With all their worldly possessions, including 27 teams of horses and 27 cows, the Thomas Lingle and Valentine Fackler families came from Zanesville, Indiana, first to Cedar County, then moving on to the grove which bears the name of Fackler's Grove.

Being a miller by trade, Thomas Lingle built a two-story grist mill on the stream called Hoosier Creek. Another stream, Lingle Creek, just above where the mill stood, ran into Hoosier and the water from the two streams furnished necessary power to operate a flour mill. The mill was in full swing by 1839. In the early 1850's the Riddle family purchased the mill from Thomas Lingle and lived on the farm that adjoins for three generations.

David Durrow and his family settled in Big Grove Township just across Lingle Creek on the north side.

Rudolph Startzer moved into the grove in 1841 and married into the Fackler family. Startzer followed hunting for a number of years and he and his brother-in-law, David Miller, were said to have killed 63 wolves in one fall season.

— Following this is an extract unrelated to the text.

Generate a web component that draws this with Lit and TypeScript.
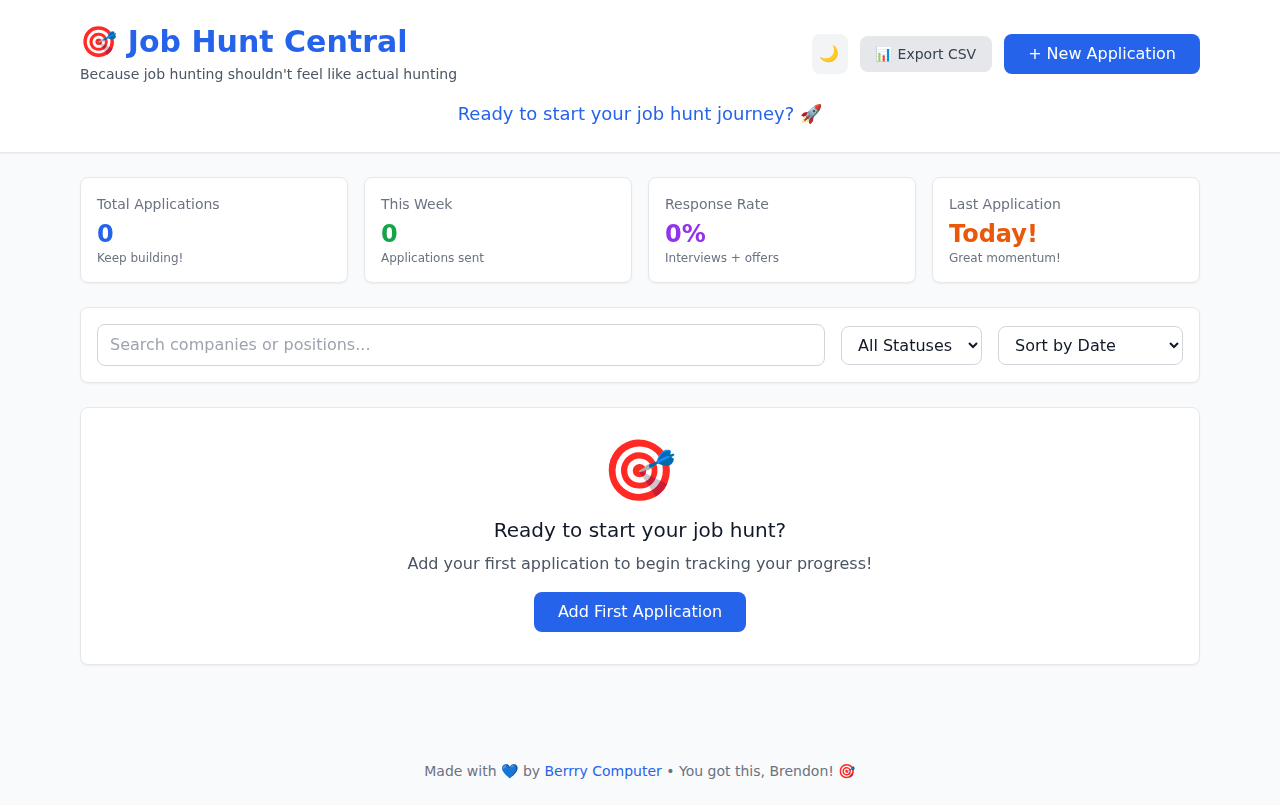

The George Streams and the Christopher Fuhrmeisters settled in northern Big Grove Township in the early forties. Fuhrmeister staked a claim as early as 1838 then returned to Germany for his family. In 1856 Christopher Fuhrmeister gave land for the Evangelical Lutheran church [This congregation later moved to Ely and is now Ely's St. John's Lutheran church].

Descendants of the William Upmeier family who came by team in the late 1840's still live on the farm land in Big Grove township. William came from Germany and entered land with the government in 1846. [This farm is widely known as Upmier Stables.]

The Jacob Hieber family came from Germany, traveled down the Ohio River to the Mississippi and up to Muscatine, then to Big Grove Township.